En aquel tiempo, Jesús se fue a una ciudad llamada Naím,
e iban con Él sus discípulos y una gran muchedumbre. Cuando se acercaba a la
puerta de la ciudad, sacaban a enterrar a un muerto, hijo único de su madre,
que era viuda, a la que acompañaba mucha gente de la ciudad. Al verla el Señor,
tuvo compasión de ella, y le dijo: «No llores». Y, acercándose, tocó el
féretro. Los que lo llevaban se pararon, y Él dijo: «Joven, a ti te digo:
levántate». El muerto se incorporó y se puso a hablar, y Él se lo dio a su
madre. El temor se apoderó de todos, y glorificaban a Dios, diciendo: «Un gran
profeta se ha levantado entre nosotros», y «Dios ha visitado a su pueblo». Y lo
que se decía de Él, se propagó por toda Judea y por toda la región
circunvecina.
(Lc 7,11-17)
Comentario
Hoy también nosotros quisiéramos enjugar todas las
lágrimas de este mundo: «No llores» (Lc 7,13). Los medios de comunicación nos
muestran —hoy más que nunca— los dolores de la humanidad. ¡Son tantos! Si
pudiéramos, a tantos hombres y mujeres les diríamos «levántate» (Lc 7,14).
Pero…, no podemos, ¡no podemos, Señor! Nos sale del alma decirle: —Mira, Jesús,
que nos vemos desbordados por el dolor. ¡Ayúdanos!

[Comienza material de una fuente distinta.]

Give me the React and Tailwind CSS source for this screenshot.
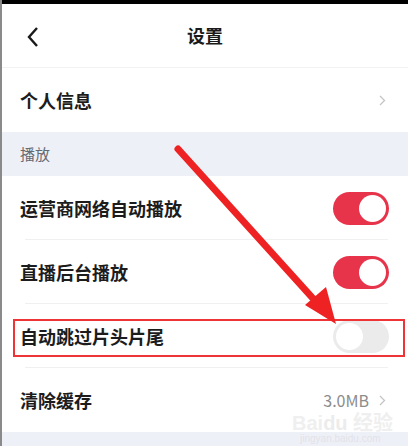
import React from 'react';

const Toggle = ({ on }) => (
    <div
        className={
            'w-[56px] h-[33px] rounded-full p-[3px] flex ' +
            (on ? 'bg-[#e8344b] justify-end' : 'bg-[#ebebeb] justify-start')
        }
    >
        <div className="w-[27px] h-[27px] rounded-full bg-white" />
    </div>
);

const Chevron = () => (
    <svg width="7" height="11" viewBox="0 0 7 11" className="shrink-0">
        <path d="M1 1 L5.5 5.5 L1 10" fill="none" stroke="#c4c4c4" strokeWidth="1.3" />
    </svg>
);

const Row = ({ label, children, divider = true }) => (
    <div className="h-[64px] pl-[18px] pr-[19px] flex items-center justify-between relative">
        <span className="text-[18px] font-semibold text-[#1c1c1c]">{label}</span>
        {children}
        {divider && <div className="absolute bottom-0 left-[23px] right-[20px] h-px bg-[#f0f0f0]" />}
    </div>
);

const App = () => {
    return (
        <div
            className="w-[408px] h-[446px] relative overflow-hidden bg-white border-l-2 border-[#8a8a8a]"
            style={{ fontFamily: '"Noto Sans CJK SC", "Noto Sans", sans-serif' }}
        >
            <div className="h-[4px] bg-black" />

            {/* header */}
            <div className="h-[64px] flex items-center justify-center relative border-b border-[#f2f2f2]">
                <svg width="14" height="22" viewBox="0 0 14 22" className="absolute left-[24px] top-[22px]">
                    <path d="M11 2 L3 11 L11 20" fill="none" stroke="#1a1a1a" strokeWidth="2.4" />
                </svg>
                <span className="text-[18px] font-bold text-[#1a1a1a]">设置</span>
            </div>

            <div className="h-[64px] pl-[18px] pr-[22px] flex items-center justify-between">
                <span className="text-[18px] font-semibold text-[#1c1c1c]">个人信息</span>
                <Chevron />
            </div>

            {/* section */}
            <div className="h-[44px] bg-[#eef0f8] flex items-center px-[18px]">
                <span className="text-[15px] text-[#666a72]">播放</span>
            </div>

            <div className="bg-white">
                <Row label="运营商网络自动播放">
                    <Toggle on />
                </Row>
                <Row label="直播后台播放">
                    <Toggle on />
                </Row>
                <Row label="自动跳过片头片尾">
                    <Toggle on={false} />
                </Row>
                <Row label="清除缓存" divider={false}>
                    <div className="flex items-center gap-[10px] mr-[3px]">
                        <span className="text-[16px] text-[#8c8c8c]">3.0MB</span>
                        <Chevron />
                    </div>
                </Row>
            </div>
            <div className="h-[20px] bg-[#eef0f8]" />

            {/* watermark */}
            <div className="absolute left-[290px] top-[414px] flex flex-col items-start opacity-40 pointer-events-none">
                <span className="text-[20px] leading-[19px] font-bold text-[#d8d8d8]" style={{ fontFamily: '"Liberation Sans", "Noto Sans CJK SC", sans-serif' }}>
                    Bai<span className="text-[#d0d0d0]">du</span> 经验
                </span>
                <span className="text-[10px] leading-[12px] text-[#cfcfcf] ml-[8px]" style={{ fontFamily: '"Liberation Sans", sans-serif' }}>
                    jingyan.baidu.com
                </span>
            </div>

            {/* annotation */}
            <div className="absolute left-[11px] top-[319px] w-[392px] h-[38px] border-2 border-[#ee3436] pointer-events-none" />
            <svg width="408" height="446" className="absolute left-0 top-0 pointer-events-none">
                <line x1="176" y1="149" x2="316" y2="304" stroke="#ee2222" strokeWidth="7" strokeLinecap="round" />
                <polygon points="334,324 303,305 324,287" fill="#ee2222" />
            </svg>
        </div>
    );
};

export default App;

Ante esta sensación de impotencia, procuremos reaccionar
con sentido sobrenatural y con sentido común. Sentido sobrenatural, en primer
lugar, para ponernos inmediatamente en manos de Dios: no estamos solos, «Dios
ha visitado a su pueblo» (Lc 7,16). La impotencia es nuestra, no de Él. La peor
de todas las tragedias es la moderna pretensión de edificar un mundo sin Dios
e, incluso, a espaldas de Dios. Desde luego es posible edificar “algo” sin
Dios, pero la historia nos ha mostrado sobradamente que este “algo” es
frecuentemente inhumano. Aprendámoslo de una vez por todas: «Sin mí no podéis
hacer nada» (Jn 15,5).
En segundo lugar, sentido común: el dolor no podemos
eliminarlo. Todas las “revoluciones” que nos han prometido un paraíso en esta
vida han acabado sembrando la muerte. Y, aun en el hipotético caso (¡un
imposible!) de que algún día se pudiera eliminar “todo” dolor, no dejaríamos de
ser mortales… (por cierto, un dolor al que sólo Cristo-Dios ha dado respuesta
real).
El espíritu cristiano es “realista” (no esconde el dolor)
y, a la vez, “optimista”: podemos “gestionar” el dolor. Más aun: el dolor es
una oportunidad para manifestar amor y para crecer en amor. Jesucristo —el
“Dios cercano”— ha recorrido este camino. En palabras del Papa Francisco,
«conmoverse (“moverse-con”), compadecerse (“padecer-con”) del que está caído,
son actitudes de quien sabe reconocer en el otro su propia imagen [de
fragilidad]. Las heridas que cura en el hermano son ungüento para las propias.
La compasión se convierte en comunión, en puente que acerca y estrecha lazos».